Subject: Re: [Caml-list] subtyping, polymorphism, higher order types.....
On Thu, 3 Jul 2003, Shaddin Doghmi wrote:
> In my experiences with ocaml, one of the major frustrations i constantly
> run into is the lack of subtyping.

I don't find that a frustration, but you may have been doing OO for a long 
time. I tend to prefer non OO approaches now. 

> However, there is still the issue of defining stuff such as "equality
> types", "comparables", and such, allowing overloading of functions on
> those. 

You'll be interested in G'Caml

	http://cristal.inria.fr/~furuse/generics/index.html

which will be updated after the release of 3.07. 
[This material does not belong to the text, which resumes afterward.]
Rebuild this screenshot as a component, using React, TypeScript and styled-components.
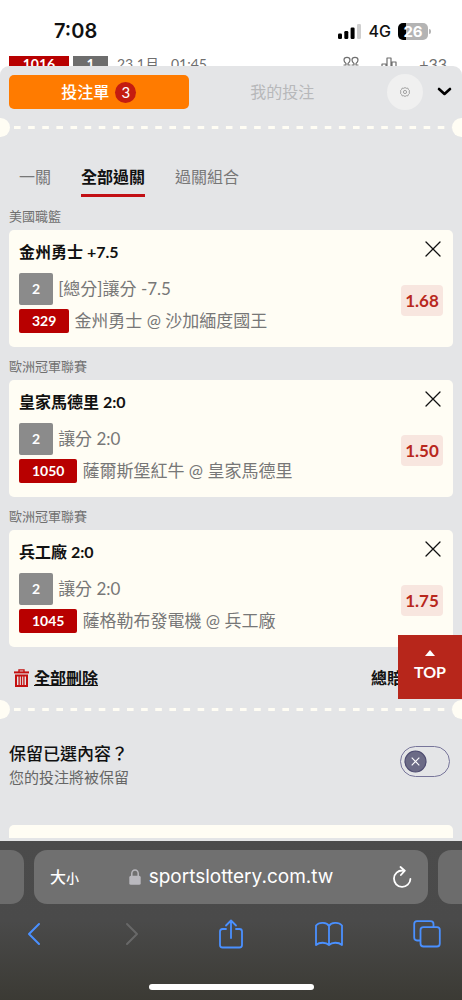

> For example, when writing a large system with many datatypes, i
> tend to find myself commenting each type definition with stuff like
> "(*equality type*)",  to indicate to myself whether or not im allowed to
> use the default = operator on that type(for example, a set type would
> not get that annotation). 

You're always allowed to use default equality (inequality, comparison, hashing) 
so you may want to adopt a coding style that by default uses a module specific 
comparison. 

> Another problem i run into is the inability to define parametric higher
> order polymorphic types (is this the correct terminology?).. for
> example. lets say i want to define the following type:
> 
> type 'a identifier = I of 'a *int | S of 'a*int
> 
> but, what if i want to restrict 'a to a narrower class of types (as
> opposed to ad hoc types)... i would wish to say something like:
> 
> type 'identifiable identifier = I of 'a*int | S of 'a*int
> 
> where 'identifiable is a type class of some sort. I am not sure if
> Haskell solves this problem using type classes(seems like it could),
> Someone experienced in Haskell would probably know.

The workaround for higher-order type constructors is described here 

http://caml.inria.fr/archives/200302/msg00021.html

and a very simple modification of this idea (think module type Identifiable) 
gets pretty close to what I think you want.